**SHORT TASK:** Your task is to output the data exactly as it stands.

***

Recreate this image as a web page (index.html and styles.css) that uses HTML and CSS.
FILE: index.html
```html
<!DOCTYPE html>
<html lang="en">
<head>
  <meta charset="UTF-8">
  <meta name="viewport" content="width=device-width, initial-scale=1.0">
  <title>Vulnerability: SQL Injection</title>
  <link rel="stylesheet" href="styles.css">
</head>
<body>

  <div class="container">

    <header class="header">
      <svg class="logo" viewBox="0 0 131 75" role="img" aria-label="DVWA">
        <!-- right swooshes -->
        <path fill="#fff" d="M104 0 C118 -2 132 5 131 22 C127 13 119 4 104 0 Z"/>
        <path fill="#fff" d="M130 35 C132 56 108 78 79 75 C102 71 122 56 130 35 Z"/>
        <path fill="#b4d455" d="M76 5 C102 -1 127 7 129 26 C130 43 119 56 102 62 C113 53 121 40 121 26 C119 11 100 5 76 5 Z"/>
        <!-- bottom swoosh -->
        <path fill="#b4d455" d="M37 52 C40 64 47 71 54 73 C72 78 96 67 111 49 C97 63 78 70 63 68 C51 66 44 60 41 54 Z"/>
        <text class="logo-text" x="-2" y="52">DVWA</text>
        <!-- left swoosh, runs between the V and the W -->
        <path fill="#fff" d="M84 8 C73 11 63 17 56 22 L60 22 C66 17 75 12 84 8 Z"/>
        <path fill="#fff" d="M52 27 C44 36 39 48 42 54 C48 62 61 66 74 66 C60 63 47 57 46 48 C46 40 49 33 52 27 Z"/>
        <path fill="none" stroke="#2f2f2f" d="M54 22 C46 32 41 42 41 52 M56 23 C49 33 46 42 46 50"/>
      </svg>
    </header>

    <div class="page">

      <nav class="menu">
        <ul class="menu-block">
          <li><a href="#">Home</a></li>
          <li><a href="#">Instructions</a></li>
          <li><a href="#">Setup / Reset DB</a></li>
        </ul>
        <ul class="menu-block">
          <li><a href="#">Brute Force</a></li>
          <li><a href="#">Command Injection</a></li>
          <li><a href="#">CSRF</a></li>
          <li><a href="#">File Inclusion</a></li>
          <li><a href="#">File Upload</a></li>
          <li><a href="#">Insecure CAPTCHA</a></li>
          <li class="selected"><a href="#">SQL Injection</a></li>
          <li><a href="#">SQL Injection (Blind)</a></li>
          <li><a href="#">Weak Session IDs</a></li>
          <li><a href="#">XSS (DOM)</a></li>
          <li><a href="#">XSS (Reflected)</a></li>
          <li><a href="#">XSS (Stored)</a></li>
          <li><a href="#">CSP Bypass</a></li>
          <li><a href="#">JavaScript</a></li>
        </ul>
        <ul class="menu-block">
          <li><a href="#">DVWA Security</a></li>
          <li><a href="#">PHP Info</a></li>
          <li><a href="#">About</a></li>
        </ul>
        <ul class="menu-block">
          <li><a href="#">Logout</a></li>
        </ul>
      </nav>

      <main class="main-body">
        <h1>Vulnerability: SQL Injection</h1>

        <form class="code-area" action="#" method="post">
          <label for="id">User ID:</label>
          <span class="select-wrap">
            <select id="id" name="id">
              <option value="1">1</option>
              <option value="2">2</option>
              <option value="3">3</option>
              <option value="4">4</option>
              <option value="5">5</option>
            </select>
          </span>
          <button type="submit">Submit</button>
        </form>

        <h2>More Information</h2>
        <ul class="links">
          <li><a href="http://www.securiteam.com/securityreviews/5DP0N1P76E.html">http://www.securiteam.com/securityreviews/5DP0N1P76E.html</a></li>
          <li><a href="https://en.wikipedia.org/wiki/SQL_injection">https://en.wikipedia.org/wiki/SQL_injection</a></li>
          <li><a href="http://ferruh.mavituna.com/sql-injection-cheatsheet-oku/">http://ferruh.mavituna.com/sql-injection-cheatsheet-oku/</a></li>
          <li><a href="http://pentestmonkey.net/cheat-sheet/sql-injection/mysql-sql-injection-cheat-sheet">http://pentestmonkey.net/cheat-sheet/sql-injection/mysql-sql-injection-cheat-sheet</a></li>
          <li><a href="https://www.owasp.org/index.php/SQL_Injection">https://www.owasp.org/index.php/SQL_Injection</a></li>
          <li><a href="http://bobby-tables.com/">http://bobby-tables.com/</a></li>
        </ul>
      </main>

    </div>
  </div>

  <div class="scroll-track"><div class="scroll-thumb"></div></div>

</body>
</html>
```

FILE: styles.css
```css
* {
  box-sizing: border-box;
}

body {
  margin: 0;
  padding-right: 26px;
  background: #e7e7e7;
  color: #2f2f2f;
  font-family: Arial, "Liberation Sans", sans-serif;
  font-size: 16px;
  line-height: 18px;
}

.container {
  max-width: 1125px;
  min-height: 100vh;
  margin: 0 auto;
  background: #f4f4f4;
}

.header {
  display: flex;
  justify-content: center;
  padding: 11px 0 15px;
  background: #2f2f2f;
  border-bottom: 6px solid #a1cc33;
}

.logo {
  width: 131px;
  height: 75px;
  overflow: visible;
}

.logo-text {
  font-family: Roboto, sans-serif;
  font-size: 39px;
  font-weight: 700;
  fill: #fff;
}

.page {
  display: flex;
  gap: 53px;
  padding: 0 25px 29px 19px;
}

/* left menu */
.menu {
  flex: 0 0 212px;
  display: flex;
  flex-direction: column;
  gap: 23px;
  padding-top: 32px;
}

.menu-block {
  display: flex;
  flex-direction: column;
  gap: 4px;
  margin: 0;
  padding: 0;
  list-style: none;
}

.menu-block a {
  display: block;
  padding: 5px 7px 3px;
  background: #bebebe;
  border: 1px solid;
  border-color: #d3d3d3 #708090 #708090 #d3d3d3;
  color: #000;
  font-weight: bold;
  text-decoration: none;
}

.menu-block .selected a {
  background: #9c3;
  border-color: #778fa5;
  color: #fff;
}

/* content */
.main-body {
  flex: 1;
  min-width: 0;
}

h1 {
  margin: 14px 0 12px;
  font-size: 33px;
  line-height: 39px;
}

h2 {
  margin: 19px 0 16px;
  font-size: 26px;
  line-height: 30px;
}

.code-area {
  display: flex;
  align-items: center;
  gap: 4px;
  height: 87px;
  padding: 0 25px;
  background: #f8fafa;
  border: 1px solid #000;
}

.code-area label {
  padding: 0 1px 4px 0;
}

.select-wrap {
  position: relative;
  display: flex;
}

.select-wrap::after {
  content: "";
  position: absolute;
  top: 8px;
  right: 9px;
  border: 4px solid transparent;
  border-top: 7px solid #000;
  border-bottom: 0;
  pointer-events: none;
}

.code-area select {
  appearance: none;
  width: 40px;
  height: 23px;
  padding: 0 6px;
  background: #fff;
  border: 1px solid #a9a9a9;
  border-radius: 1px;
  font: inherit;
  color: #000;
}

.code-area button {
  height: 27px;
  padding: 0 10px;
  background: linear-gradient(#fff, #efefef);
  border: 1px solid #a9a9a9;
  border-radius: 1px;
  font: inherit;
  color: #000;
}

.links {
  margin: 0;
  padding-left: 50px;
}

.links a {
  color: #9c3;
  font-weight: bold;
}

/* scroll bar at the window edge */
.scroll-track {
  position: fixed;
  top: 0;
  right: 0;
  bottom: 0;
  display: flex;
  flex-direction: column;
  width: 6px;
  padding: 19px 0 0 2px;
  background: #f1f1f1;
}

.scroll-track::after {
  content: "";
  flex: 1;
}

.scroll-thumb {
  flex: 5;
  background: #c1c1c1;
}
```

***

**FINAL RESULT:**
Recreate this image as a web page (index.html and styles.css) that uses HTML and CSS.
FILE: index.html
```html
<!DOCTYPE html>
<html lang="en">
<head>
  <meta charset="UTF-8">
  <meta name="viewport" content="width=device-width, initial-scale=1.0">
  <title>Vulnerability: SQL Injection</title>
  <link rel="stylesheet" href="styles.css">
</head>
<body>

  <div class="container">

    <header class="header">
      <svg class="logo" viewBox="0 0 131 75" role="img" aria-label="DVWA">
        <!-- right swooshes -->
        <path fill="#fff" d="M104 0 C118 -2 132 5 131 22 C127 13 119 4 104 0 Z"/>
        <path fill="#fff" d="M130 35 C132 56 108 78 79 75 C102 71 122 56 130 35 Z"/>
        <path fill="#b4d455" d="M76 5 C102 -1 127 7 129 26 C130 43 119 56 102 62 C113 53 121 40 121 26 C119 11 100 5 76 5 Z"/>
        <!-- bottom swoosh -->
        <path fill="#b4d455" d="M37 52 C40 64 47 71 54 73 C72 78 96 67 111 49 C97 63 78 70 63 68 C51 66 44 60 41 54 Z"/>
        <text class="logo-text" x="-2" y="52">DVWA</text>
        <!-- left swoosh, runs between the V and the W -->
        <path fill="#fff" d="M84 8 C73 11 63 17 56 22 L60 22 C66 17 75 12 84 8 Z"/>
        <path fill="#fff" d="M52 27 C44 36 39 48 42 54 C48 62 61 66 74 66 C60 63 47 57 46 48 C46 40 49 33 52 27 Z"/>
        <path fill="none" stroke="#2f2f2f" d="M54 22 C46 32 41 42 41 52 M56 23 C49 33 46 42 46 50"/>
      </svg>
    </header>

    <div class="page">

      <nav class="menu">
        <ul class="menu-block">
          <li><a href="#">Home</a></li>
          <li><a href="#">Instructions</a></li>
          <li><a href="#">Setup / Reset DB</a></li>
        </ul>
        <ul class="menu-block">
          <li><a href="#">Brute Force</a></li>
          <li><a href="#">Command Injection</a></li>
          <li><a href="#">CSRF</a></li>
          <li><a href="#">File Inclusion</a></li>
          <li><a href="#">File Upload</a></li>
          <li><a href="#">Insecure CAPTCHA</a></li>
          <li class="selected"><a href="#">SQL Injection</a></li>
          <li><a href="#">SQL Injection (Blind)</a></li>
          <li><a href="#">Weak Session IDs</a></li>
          <li><a href="#">XSS (DOM)</a></li>
          <li><a href="#">XSS (Reflected)</a></li>
          <li><a href="#">XSS (Stored)</a></li>
          <li><a href="#">CSP Bypass</a></li>
          <li><a href="#">JavaScript</a></li>
        </ul>
        <ul class="menu-block">
          <li><a href="#">DVWA Security</a></li>
          <li><a href="#">PHP Info</a></li>
          <li><a href="#">About</a></li>
        </ul>
        <ul class="menu-block">
          <li><a href="#">Logout</a></li>
        </ul>
      </nav>

      <main class="main-body">
        <h1>Vulnerability: SQL Injection</h1>

        <form class="code-area" action="#" method="post">
          <label for="id">User ID:</label>
          <span class="select-wrap">
            <select id="id" name="id">
              <option value="1">1</option>
              <option value="2">2</option>
              <option value="3">3</option>
              <option value="4">4</option>
              <option value="5">5</option>
            </select>
          </span>
          <button type="submit">Submit</button>
        </form>

        <h2>More Information</h2>
        <ul class="links">
          <li><a href="http://www.securiteam.com/securityreviews/5DP0N1P76E.html">http://www.securiteam.com/securityreviews/5DP0N1P76E.html</a></li>
          <li><a href="https://en.wikipedia.org/wiki/SQL_injection">https://en.wikipedia.org/wiki/SQL_injection</a></li>
          <li><a href="http://ferruh.mavituna.com/sql-injection-cheatsheet-oku/">http://ferruh.mavituna.com/sql-injection-cheatsheet-oku/</a></li>
          <li><a href="http://pentestmonkey.net/cheat-sheet/sql-injection/mysql-sql-injection-cheat-sheet">http://pentestmonkey.net/cheat-sheet/sql-injection/mysql-sql-injection-cheat-sheet</a></li>
          <li><a href="https://www.owasp.org/index.php/SQL_Injection">https://www.owasp.org/index.php/SQL_Injection</a></li>
          <li><a href="http://bobby-tables.com/">http://bobby-tables.com/</a></li>
        </ul>
      </main>

    </div>
  </div>

  <div class="scroll-track"><div class="scroll-thumb"></div></div>

</body>
</html>
```

FILE: styles.css
```css
* {
  box-sizing: border-box;
}

body {
  margin: 0;
  padding-right: 26px;
  background: #e7e7e7;
  color: #2f2f2f;
  font-family: Arial, "Liberation Sans", sans-serif;
  font-size: 16px;
  line-height: 18px;
}

.container {
  max-width: 1125px;
  min-height: 100vh;
  margin: 0 auto;
  background: #f4f4f4;
}

.header {
  display: flex;
  justify-content: center;
  padding: 11px 0 15px;
  background: #2f2f2f;
  border-bottom: 6px solid #a1cc33;
}

.logo {
  width: 131px;
  height: 75px;
  overflow: visible;
}

.logo-text {
  font-family: Roboto, sans-serif;
  font-size: 39px;
  font-weight: 700;
  fill: #fff;
}

.page {
  display: flex;
  gap: 53px;
  padding: 0 25px 29px 19px;
}

/* left menu */
.menu {
  flex: 0 0 212px;
  display: flex;
  flex-direction: column;
  gap: 23px;
  padding-top: 32px;
}

.menu-block {
  display: flex;
  flex-direction: column;
  gap: 4px;
  margin: 0;
  padding: 0;
  list-style: none;
}

.menu-block a {
  display: block;
  padding: 5px 7px 3px;
  background: #bebebe;
  border: 1px solid;
  border-color: #d3d3d3 #708090 #708090 #d3d3d3;
  color: #000;
  font-weight: bold;
  text-decoration: none;
}

.menu-block .selected a {
  background: #9c3;
  border-color: #778fa5;
  color: #fff;
}

/* content */
.main-body {
  flex: 1;
  min-width: 0;
}

h1 {
  margin: 14px 0 12px;
  font-size: 33px;
  line-height: 39px;
}

h2 {
  margin: 19px 0 16px;
  font-size: 26px;
  line-height: 30px;
}

.code-area {
  display: flex;
  align-items: center;
  gap: 4px;
  height: 87px;
  padding: 0 25px;
  background: #f8fafa;
  border: 1px solid #000;
}

.code-area label {
  padding: 0 1px 4px 0;
}

.select-wrap {
  position: relative;
  display: flex;
}

.select-wrap::after {
  content: "";
  position: absolute;
  top: 8px;
  right: 9px;
  border: 4px solid transparent;
  border-top: 7px solid #000;
  border-bottom: 0;
  pointer-events: none;
}

.code-area select {
  appearance: none;
  width: 40px;
  height: 23px;
  padding: 0 6px;
  background: #fff;
  border: 1px solid #a9a9a9;
  border-radius: 1px;
  font: inherit;
  color: #000;
}

.code-area button {
  height: 27px;
  padding: 0 10px;
  background: linear-gradient(#fff, #efefef);
  border: 1px solid #a9a9a9;
  border-radius: 1px;
  font: inherit;
  color: #000;
}

.links {
  margin: 0;
  padding-left: 50px;
}

.links a {
  color: #9c3;
  font-weight: bold;
}

/* scroll bar at the window edge */
.scroll-track {
  position: fixed;
  top: 0;
  right: 0;
  bottom: 0;
  display: flex;
  flex-direction: column;
  width: 6px;
  padding: 19px 0 0 2px;
  background: #f1f1f1;
}

.scroll-track::after {
  content: "";
  flex: 1;
}

.scroll-thumb {
  flex: 5;
  background: #c1c1c1;
}
```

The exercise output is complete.